During the inspection we spoke with the deputy manager. We reviewed three people’s care records including risk assessments and care plans and reviewed four staff records including recruitment and supervision. We looked at records relating to how the service was managed including staff training, policies and procedures and quality assurance documentation. After the inspection we spoke with two care workers, two people who used the service, one relative and one friend.
16 March 2019
United Care (UK) Ltd is a domiciliary care agency. It provides personal care to older adults living in their own houses and flats. At the time of the inspection eleven people were receiving a service.
This inspection took place on the 28 January 2019. The inspection was announced. At the previous inspection which took place in December 2016 the service was rated as overall Good. However, the service was rated Requires Improvement in Well Led because there were no quality audits being carried out. At this inspection we found improvements had been made. The provider carried out staff observations and had developed a quality audit tool. Records showed issues identified were discussed with staff in supervision.
The service did not have a registered manager. A registered manager is a person who has registered with the Care Quality Commission (CQC) to manage the service. Like registered providers, they are ‘registered persons’. Registered persons have legal responsibility for meeting the requirements in the Health and Social Care Act 2008 and associated Regulations about how the service is run. The provider had recruited to the manager position and this person was in the process of becoming registered.
Staff knew how to report safeguarding concerns and knew about whistleblowing. People had risk assessments carried out to reduce the risks of harm they may face. Recruitment checks were carried out before new staff began working at the service. There were enough staff employed to meet people’s needs and keep them safe. People were protected from the risks associated with the spread of infection. The provider had systems in place to record and learn from accidents and incidents. People were supported with their medicines. However, records did not always contain a list of the medicines prescribed to people.
The provider assessed people’s needs before they began to use the service to ensure the right care could be provided. Staff were supported with training opportunities, regular supervision and annual appraisals. People were supported with their nutrition and to maintain their health. The provider and staff understood the requirements of the Mental Capacity Act (2005) and the need to obtain written and verbal consent before delivering care.

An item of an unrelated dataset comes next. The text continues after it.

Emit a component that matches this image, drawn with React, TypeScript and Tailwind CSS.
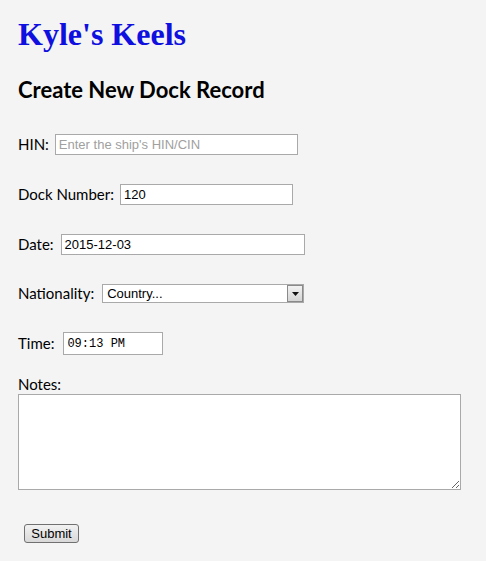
import React from "react";

const label = "text-[15px] text-black [font-family:Lato,'Open_Sans',sans-serif]";
const field =
  "h-[21px] border border-[#a9a9a9] bg-white px-[3px] text-[13px] text-black outline-none [font-family:'Liberation_Sans',Arial,sans-serif]";

export default function App() {
  return (
    <div className="min-h-[561px] w-full bg-[#f4f4f4] pl-[18px] pr-[25px]">
      {/* Heading */}
      <h1 className="pt-[14px] text-[32px] leading-[40px] font-bold text-[#0f0fdf] [font-family:'Liberation_Serif','Times_New_Roman',serif]">
        Kyle's Keels
      </h1>
      <h2 className="mt-[23px] text-[22px] leading-[25px] font-bold text-black [font-family:Lato,'Open_Sans',sans-serif]">
        Create New Dock Record
      </h2>

      <form className="flex flex-col" onSubmit={(e) => e.preventDefault()}>
        <div className="mt-[32px] flex items-center h-[21px]">
          <label className={label}>HIN:</label>
          <input
            className={`${field} ml-[6px] w-[243px] placeholder:text-[#a0a0a0]`}
            placeholder="Enter the ship's HIN/CIN"
          />
        </div>

        <div className="mt-[29px] flex items-center h-[21px]">
          <label className={label}>Dock Number:</label>
          <input className={`${field} ml-[6px] w-[173px]`} defaultValue="120" />
        </div>

        <div className="mt-[29px] flex items-center h-[21px]">
          <label className={label}>Date:</label>
          <input className={`${field} ml-[7px] w-[244px]`} defaultValue="2015-12-03" />
        </div>

        <div className="mt-[29px] flex items-center h-[19px]">
          <label className={label}>Nationality:</label>
          <div className="relative ml-[8px] flex h-[19px] w-[202px] items-center border border-[#a9a9a9] bg-white">
            <span className="pl-[4px] text-[13px] text-black [font-family:'Liberation_Sans',Arial,sans-serif]">
              Country...
            </span>
            <span className="absolute right-0 top-0 flex h-[17px] w-[16px] items-center justify-center border border-[#8a8a8a] bg-gradient-to-b from-[#f2f2f2] to-[#d4d4d4]">
              <svg width="7" height="4" viewBox="0 0 7 4">
                <path d="M0 0h7L3.5 4z" fill="#111" />
              </svg>
            </span>
          </div>
        </div>

        <div className="mt-[29px] flex items-center h-[23px]">
          <label className={label}>Time:</label>
          <input
            className="ml-[9px] h-[23px] w-[100px] border border-[#a9a9a9] bg-white px-[3px] text-[12px] text-black outline-none [font-family:'Liberation_Mono','Courier_New',monospace]"
            defaultValue="09:13 PM"
          />
        </div>

        <label className={`${label} mt-[20px] leading-[18px]`}>Notes:</label>
        <textarea className="mt-[1px] h-[96px] w-[443px] border border-[#a9a9a9] bg-white outline-none" />

        <div className="mt-[30px] pl-[6px]">
          <button
            type="submit"
            className="h-[19px] w-[55px] rounded-[3px] border border-[#707070] bg-gradient-to-b from-[#f2f2f2] to-[#d8d8d8] text-[13px] leading-[15px] text-black [font-family:'Liberation_Sans',Arial,sans-serif]"
          >
            Submit
          </button>
        </div>
      </form>
    </div>
  );
}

People and their representatives thought staff were caring. Staff knew how to support people with their care needs. The provider and staff involved people in care decisions. Staff knew about equality and diversity. People’s privacy, dignity and independence were promoted. People were supported to have maximum choice and control of their lives and staff supported them in the least restrictive way possible; the policies and systems in the service supported this practice.
Staff understood how to deliver personalised care. Care plans were detailed and personalised. People’s communication needs were met. The provider had a system to record and handle complaints. The provider ensured they could provide end of life care should this be required.
The provider had a system to obtain feedback from people using the service and their representatives in order to identify areas for improvement. Staff had regular meetings to embed training and be updated on policy changes. The provider worked in partnership with other agencies to identify areas for improvement.
We have made one recommendation in relation to medicines management.